DESIGN AND IMPLEMENTATION OF A PIN-BASED DIGITAL ACCESS CONTROL SYSTEM FOR THEFT PREVENTION: A STUDY IN EMBEDDED SECURITY SYSTEMS ENGINEERING
Abstract
The persistent rise in unauthorised entry, burglary and asset theft across residential, commercial and institutional premises has intensified demand for affordable, reliable and locally maintainable electronic security solutions. This study presents the design and implementation of a Personal Identification Number (PIN) based digital access control system for theft prevention, built around an ATmega328P microcontroller, a 4×4 matrix keypad, a 16×2 liquid crystal display, an electromechanical relay driving a solenoid lock, a piezo-buzzer and a GSM module for remote alerting. The system authenticates users by comparing an entered PIN against a value stored in non-volatile EEPROM, grants or denies access accordingly, and escalates to an audible alarm and an SMS notification after three consecutive failed attempts. The work was guided by three objectives, three research questions and three hypotheses.
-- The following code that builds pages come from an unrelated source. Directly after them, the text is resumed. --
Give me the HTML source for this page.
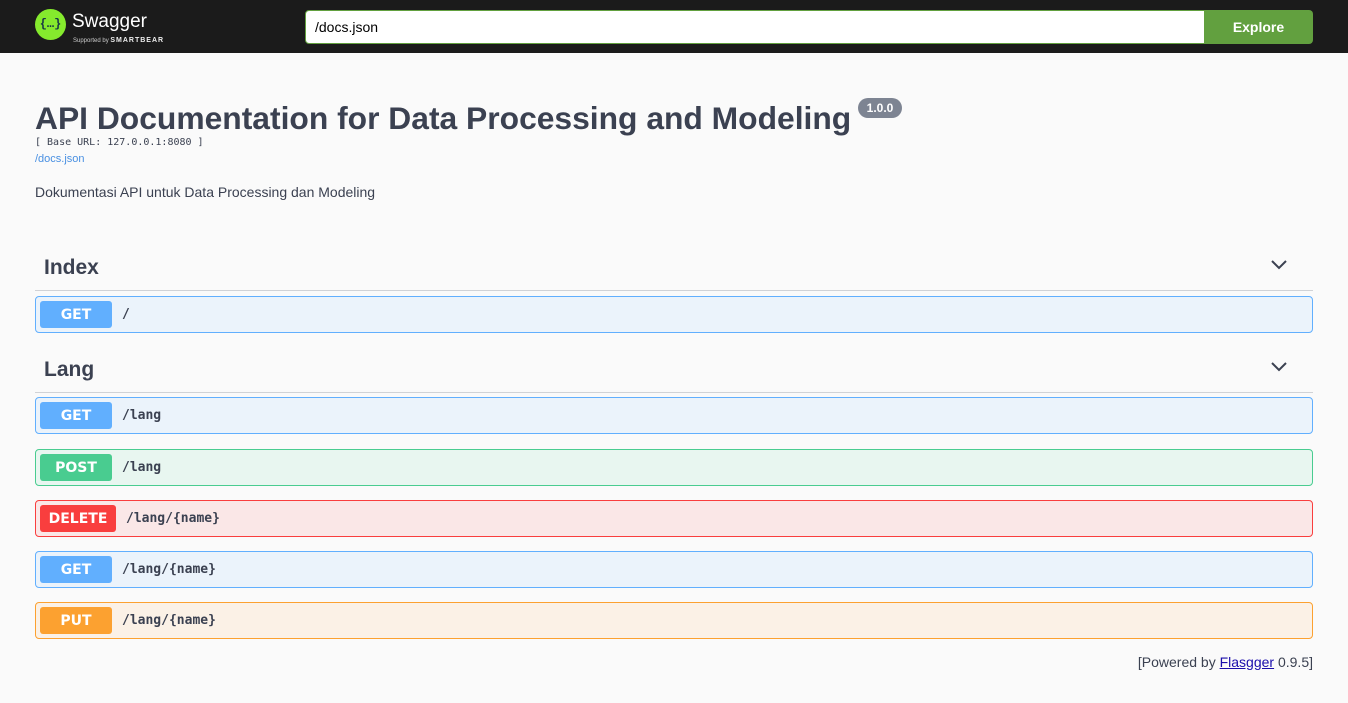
<!DOCTYPE html>
<html><head><style>
*{box-sizing:border-box;margin:0;padding:0}
body{width:1348px;height:703px;background:#fafafa;font-family:"Liberation Sans",sans-serif;color:#3b4151;position:relative;overflow:hidden}
.top{position:absolute;left:0;top:0;width:1348px;height:53px;background:#1b1b1b}
.logo{position:absolute;left:35px;top:9px;width:31px;height:31px;border-radius:50%;background:#85ea2d;color:#173647;font:bold 12px "Liberation Mono",monospace;text-align:center;line-height:31px}
.sw{position:absolute;left:72px;top:11px;color:#fff;font-size:19px}
.sb{position:absolute;left:73px;top:37px;color:#ccc;font-size:6px}
.sb b{font-size:7px;letter-spacing:1px;color:#eee}
.inp{position:absolute;left:305px;top:10px;width:900px;height:34px;background:#fff;border:1px solid #62a03f;border-radius:4px 0 0 4px;font-size:14px;padding:8px 9px;color:#000}
.btn{position:absolute;left:1204px;top:10px;width:109px;height:34px;background:#62a03f;border-radius:0 4px 4px 0;color:#fff;font-weight:bold;font-size:14px;text-align:center;line-height:34px}
h1{position:absolute;left:35px;top:100px;font-size:31.8px;font-weight:bold;color:#3b4151}
.ver{position:absolute;left:858px;top:98px;width:44px;height:20px;background:#7d8492;border-radius:57px;color:#fff;font-size:12px;font-weight:bold;text-align:center;line-height:20px}
.base{position:absolute;left:35px;top:137px;font:10px "DejaVu Sans Mono",monospace;color:#3b4151}
.lnk{position:absolute;left:35px;top:153px;font-size:11px;color:#4990e2}
.desc{position:absolute;left:35px;top:184px;font-size:14px}
.tag{position:absolute;left:35px;width:1278px;height:38px;border-bottom:1px solid #d0d2d6}
.tag span{position:absolute;left:9px;top:3px;font-size:21px;font-weight:bold;-webkit-text-stroke:0}
.tag svg{position:absolute;right:25px;top:6px}
.op{position:absolute;left:35px;width:1278px;height:37px;border:1px solid;border-radius:4px}
.op .m{position:absolute;left:4px;top:4px;width:72px;height:27px;border-radius:3px;color:#fff;font:bold 14px "DejaVu Sans",sans-serif;text-align:center;line-height:28px}
.op .p{position:absolute;left:86px;top:10px;font:bold 13px "DejaVu Sans Mono",monospace;color:#3b4151}
.g{background:#ebf3fb;border-color:#61affe}.g .m{background:#61affe}
.po{background:#e8f6f0;border-color:#49cc90}.po .m{background:#49cc90}
.d{background:#fae7e7;border-color:#f93e3e}.d .m{background:#f93e3e;width:76px}.d .p{left:90px}
.pu{background:#fbf1e6;border-color:#fca130}.pu .m{background:#fca130}
.foot{position:absolute;right:35px;top:654px;font-size:14px;color:#3b4151}
.foot a{color:#1a0dab;text-decoration:underline}
</style></head><body>
<div class="top">
<div class="logo">{…}</div>
<div class="sw">Swagger</div>
<div class="sb">Supported by <b>SMARTBEAR</b></div>
<div class="inp">/docs.json</div>
<div class="btn">Explore</div>
</div>
<h1>API Documentation for Data Processing and Modeling</h1>
<div class="ver">1.0.0</div>
<div class="base">[ Base URL: 127.0.0.1:8080 ]</div>
<div class="lnk">/docs.json</div>
<div class="desc">Dokumentasi API untuk Data Processing dan Modeling</div>
<div class="tag" style="top:253px"><span>Index</span><svg width="18" height="12" viewBox="0 0 18 12"><path d="M2 2l7 7 7-7" stroke="#3b4151" stroke-width="2" fill="none"/></svg></div>
<div class="op g" style="top:296px"><div class="m">GET</div><div class="p">/</div></div>
<div class="tag" style="top:355px"><span>Lang</span><svg width="18" height="12" viewBox="0 0 18 12"><path d="M2 2l7 7 7-7" stroke="#3b4151" stroke-width="2" fill="none"/></svg></div>
<div class="op g" style="top:397px"><div class="m">GET</div><div class="p">/lang</div></div>
<div class="op po" style="top:449px"><div class="m">POST</div><div class="p">/lang</div></div>
<div class="op d" style="top:500px"><div class="m">DELETE</div><div class="p">/lang/{name}</div></div>
<div class="op g" style="top:551px"><div class="m">GET</div><div class="p">/lang/{name}</div></div>
<div class="op pu" style="top:602px"><div class="m">PUT</div><div class="p">/lang/{name}</div></div>
<div class="foot">[Powered by <a>Flasgger</a> 0.9.5]</div>
</body></html>
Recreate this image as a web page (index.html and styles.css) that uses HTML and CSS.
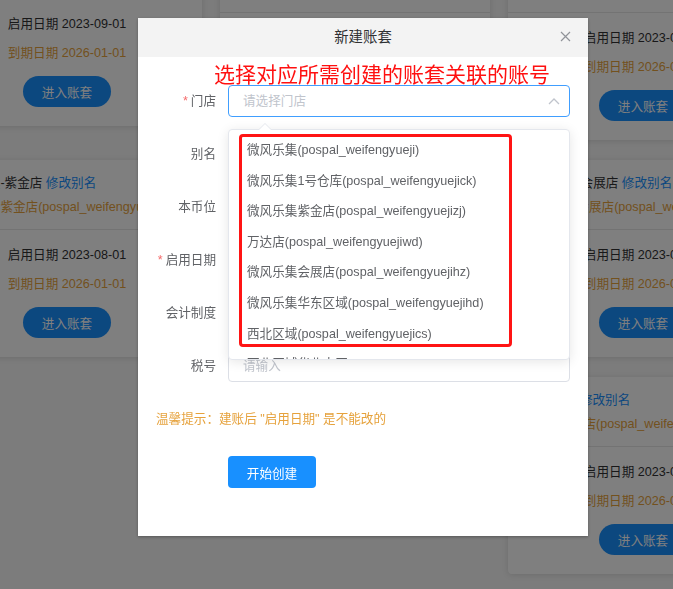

A mixed-method approach combined bench testing of the prototype across 500 controlled trials with a survey of 120 respondents drawn from households and small businesses. Reliability testing recorded an overall authentication success rate of 98.6%, an alarm-triggering accuracy of 97.4% and a mean unlockresponse time of 1.8 seconds. Inferential analysis showed a strong, positive and statistically significant relationship between perceived security effectiveness and willingness to adopt the system (Pearson r = 0.78, p < 0.001), while regression analysis indicated that perceived effectiveness, ease of use and affordability jointly explained 71% of the variance in adoption intention (R² = 0.71, p < 0.001). The findings confirm that a low-cost PIN-based access control system can deliver dependable theft-prevention performance and high user acceptance. The study recommends layered authentication, tamper detection and battery backup as priorities for future iterations.